L’eziologia è ignota e al momento non esistono ancora test diagnostici e cure risolutive.
Dagli Stati Uniti giunge ora una notizia che getta una nuova luce sull’argomento.
I ricercatori della Scuola di Medicina dell’Università di Stanford, in California, hanno infatti individuato nel sangue dei pazienti affetti da ME / CFS un gruppo di biomarcatori che sono collegati alle variazioni di 17 proteine del sistema immunitario.
Si tratta di una notizia fondamentale per le indagini su questa patologia che da tempo si conducono un po’ovunque nel mondo.
Finora, nei pazienti afflitti da questa sindrome, i biomarcatori usati tradizionalmente per individuare le alterazioni del sistema immunitario non erano ancora stati trovati in quantità sufficiente; o, per meglio dire, non erano stati individuati con una regolarità tale da poter essere utilizzati come elementi diagnostici.
I risultati, a detta degli studiosi, forniscono la prova che l’infiammazione è il fattore-chiave di questa condizione, le cui origini vengono ricercate da almeno 35 anni a questa parte.
I risultati dello studio sono stati descritti negli Atti dell’Accademia Nazionale delle Scienze e potrebbero imprimere una svolta nella conoscenza della patologia, migliorando la diagnostica e indirizzando più opportunamente il trattamento terapeutico.
“Finora hanno regnato controversia e confusione sull’insorgenza e l’andamento di questa patologia, anche se si tratta di una malattia reale”, ha dichiarato il prof.

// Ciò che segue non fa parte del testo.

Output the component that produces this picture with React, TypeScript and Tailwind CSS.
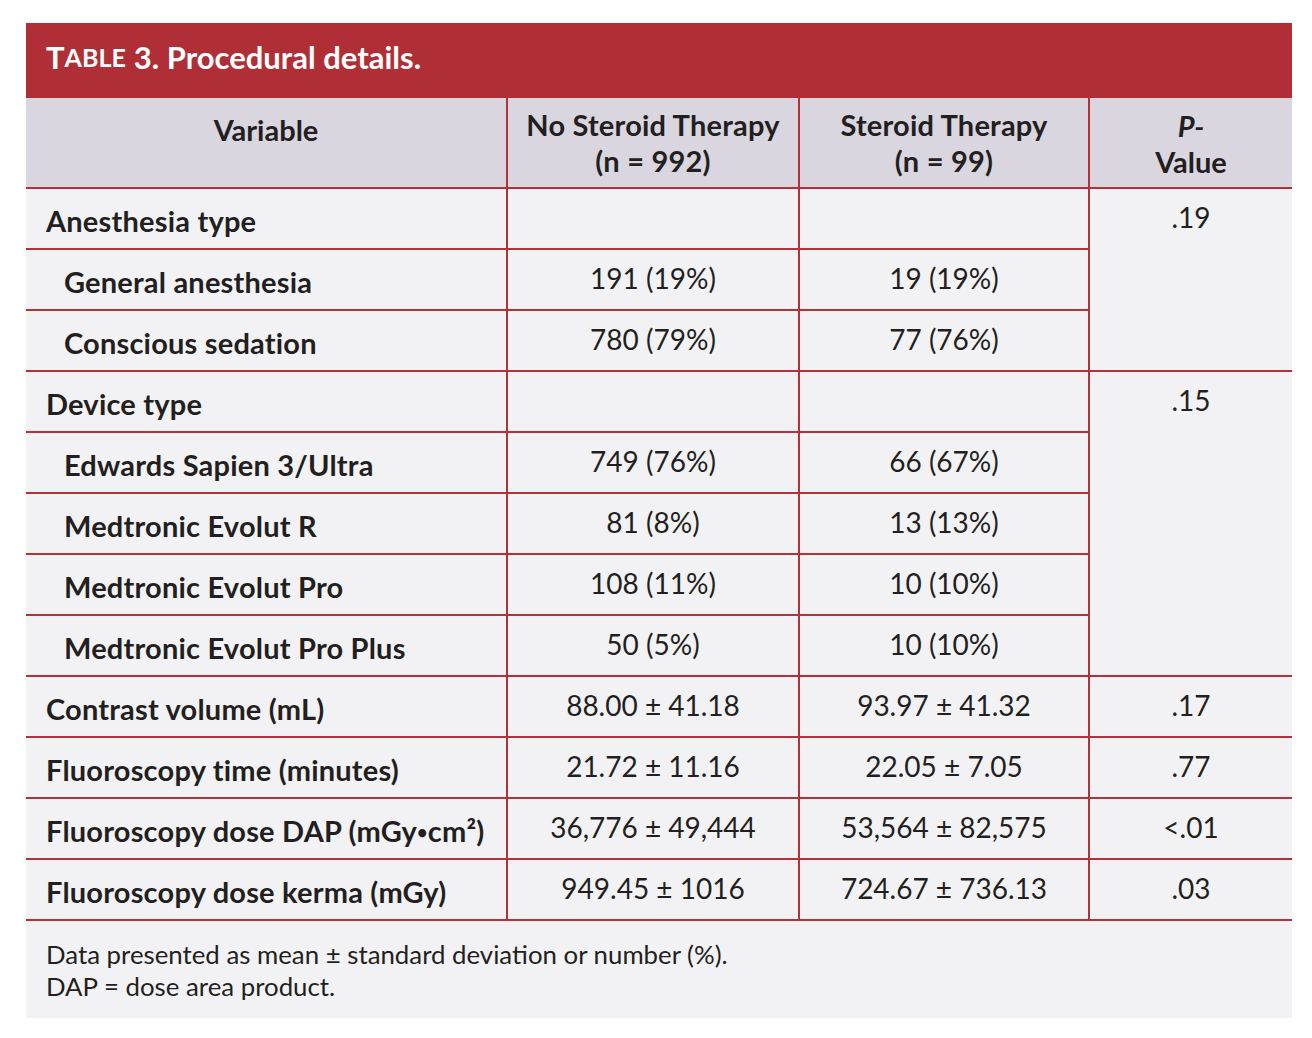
const font = { fontFamily: "Lato, 'Liberation Sans', sans-serif" };

type Row = { label: string; sub?: boolean; a: string; b: string };

const anesthesia: Row[] = [
  { label: "Anesthesia type", a: "", b: "" },
  { label: "General anesthesia", sub: true, a: "191 (19%)", b: "19 (19%)" },
  { label: "Conscious sedation", sub: true, a: "780 (79%)", b: "77 (76%)" },
];

const devices: Row[] = [
  { label: "Device type", a: "", b: "" },
  { label: "Edwards Sapien 3/Ultra", sub: true, a: "749 (76%)", b: "66 (67%)" },
  { label: "Medtronic Evolut R", sub: true, a: "81 (8%)", b: "13 (13%)" },
  { label: "Medtronic Evolut Pro", sub: true, a: "108 (11%)", b: "10 (10%)" },
  { label: "Medtronic Evolut Pro Plus", sub: true, a: "50 (5%)", b: "10 (10%)" },
];

const singles: (Row & { p: string })[] = [
  { label: "Contrast volume (mL)", a: "88.00 ± 41.18", b: "93.97 ± 41.32", p: ".17" },
  { label: "Fluoroscopy time (minutes)", a: "21.72 ± 11.16", b: "22.05 ± 7.05", p: ".77" },
  { label: "Fluoroscopy dose DAP (mGy•cm²)", a: "36,776 ± 49,444", b: "53,564 ± 82,575", p: "<.01" },
  { label: "Fluoroscopy dose kerma (mGy)", a: "949.45 ± 1016", b: "724.67 ± 736.13", p: ".03" },
];

function Label({ text }: { text: string }) {
  // the DAP unit uses a small bullet
  if (text.includes("•")) {
    const [pre, post] = text.split("•");
    return (
      <span>
        {pre}
        <span className="text-[18px] align-[3px]">•</span>
        {post}
      </span>
    );
  }
  return <span>{text}</span>;
}

function Cells({ row }: { row: Row }) {
  return (
    <>
      <div
        className={
          "flex items-center border-b-2 border-r-2 border-[#b3323a] pt-[5px] text-[29px] font-bold tracking-[0.2px] " +
          (row.sub ? "pl-[38px]" : "pl-[20px]")
        }
      >
        <Label text={row.label} />
      </div>
      <div className="flex items-center justify-center border-b-2 border-r-2 border-[#b3323a] pb-[4px]">
        {row.a}
      </div>
      <div className="flex items-center justify-center border-b-2 border-r-2 border-[#b3323a] pb-[4px]">
        {row.b}
      </div>
    </>
  );
}

function Group({ rows, p }: { rows: Row[]; p: string }) {
  return (
    <>
      <Cells row={rows[0]} />
      <div
        className={
          "flex justify-center border-b-2 border-[#b3323a] pt-[7px] " +
          (rows.length === 3 ? "row-span-3" : "row-span-5")
        }
      >
        {p}
      </div>
      {rows.slice(1).map((r) => (
        <Cells key={r.label} row={r} />
      ))}
    </>
  );
}

export default function App() {
  return (
    <div className="min-h-[1038px] bg-white pt-[23px] pl-[26px]" style={font}>
      <div className="w-[1266px] bg-[#f2f2f4] text-[#231f20]">
        <div className="flex h-[75px] items-center bg-[#b02f36] pl-[20px] pb-[6px] font-bold text-white">
          <span className="text-[31px]">T</span>
          <span className="text-[25px]">ABLE</span>
          <span className="ml-[8px] text-[31px]">3. Procedural details.</span>
        </div>
        <div className="grid grid-cols-[482px_292px_290px_202px] grid-rows-[91px] auto-rows-[61px] text-[28px]">
          <div className="flex justify-center border-b-2 border-r-2 border-[#b3323a] bg-[#d9d6e0] pt-[14px] text-[29px] font-bold leading-[36px]">
            Variable
          </div>
          <div className="flex flex-col items-center border-b-2 border-r-2 border-[#b3323a] bg-[#d9d6e0] pt-[9px] text-[29px] font-bold leading-[36px] tracking-[0.2px]">
            <span>No Steroid Therapy</span>
            <span>(n = 992)</span>
          </div>
          <div className="flex flex-col items-center border-b-2 border-r-2 border-[#b3323a] bg-[#d9d6e0] pt-[9px] text-[29px] font-bold leading-[36px] tracking-[0.2px]">
            <span>Steroid Therapy</span>
            <span>(n = 99)</span>
          </div>
          <div className="flex flex-col items-center border-b-2 border-[#b3323a] bg-[#d9d6e0] pt-[10px] text-[29px] font-bold leading-[36px]">
            <span className="italic">P-</span>
            <span>Value</span>
          </div>

          <Group rows={anesthesia} p=".19" />
          <Group rows={devices} p=".15" />

          {singles.map((r) => (
            <div key={r.label} className="contents">
              <Cells row={r} />
              <div className="flex items-center justify-center border-b-2 border-[#b3323a] pb-[4px]">
                {r.p}
              </div>
            </div>
          ))}
        </div>
        <div className="h-[97px] pl-[20px] pt-[17px] text-[25.8px] leading-[32px]">
          <p>Data presented as mean ± standard deviation or number (%).</p>
          <p>DAP = dose area product.</p>
        </div>
      </div>
    </div>
  );
}
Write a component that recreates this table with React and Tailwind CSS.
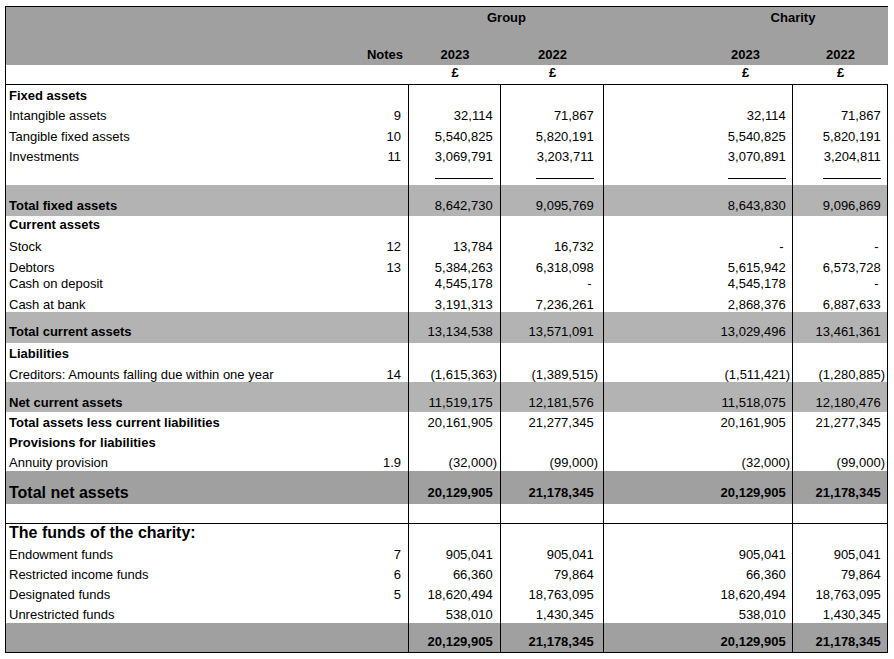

Mark Davis, microbiologo e immunologo, nonché direttore dell’Istituto di Immunologia di Stanford. “I nostri risultati dimostrano chiaramente che si tratta di una malattia infiammatoria, che necessita di un test diagnostico del sangue”.
“In alcuni casi, farmaci antivirali, antinfiammatori e immunomodulatori hanno portato ad un miglioramento sintomatico”, dichiara il prof. José Montoya, ordinario di malattie infettive presso il Centro Medico di Stanford. “Tuttavia, non è ancora stato isolato alcun agente patogeno che da solo possa essere considerato il fattore responsabile della ME / CFS, e gli sforzi finora fatti per identificare le anomalie immunologiche che stanno alla base della malattia hanno avuto risultati conflittuali e confusi”
. Tuttavia, la sporadica efficacia dei farmaci antivirali e antinfiammatori hanno spinto Montoya ed il suo team ad intraprendere uno studio sistematico per analizzare e chiarire una volta per tutte il ruolo della condizione infiammatoria nell’insorgenza della malattia.
Gli studiosi di Stanford hanno indagato sulle citochine, le proteine la cui funzione consiste nell’invio di segnali tra cellule del sistema immunitario e tra queste e i tessuti.
Sono stati analizzati e confrontati i campioni di sangue di 192 pazienti e di 393 soggetti sani. L’età media di entrambi i gruppi era di circa 50 anni e la durata della sintomatologia perdurava nei pazienti da più di 10 anni.
Sono stati individuati 17 tipi di citochine che possono essere usate per risalire alla malattia.
13 di queste 17 proteine sono associate ad una condizione infiammatoria che è ancora tutta da indagare.
Una delle citochine incriminate, la leptina, è secreta dal tessuto adiposo e i suoi effetti interessano metabolismo, sistema endocrino, ipotalamo e sistema immunitario. Generalmente la leptina è più abbondante nel sangue delle donne rispetto agli uomini e questo potrebbe spiegare la presenza maggiore della malattia nei pazienti di sesso femminile.
Le citochine in questione non sono ovviamente la causa della ME / CFS, ma una traccia della patologia, un segnale chimico che dovrebbe consentire di seguire un determinato percorso – finora sconosciuto – per giungere finalmente ad un esame diagnostico.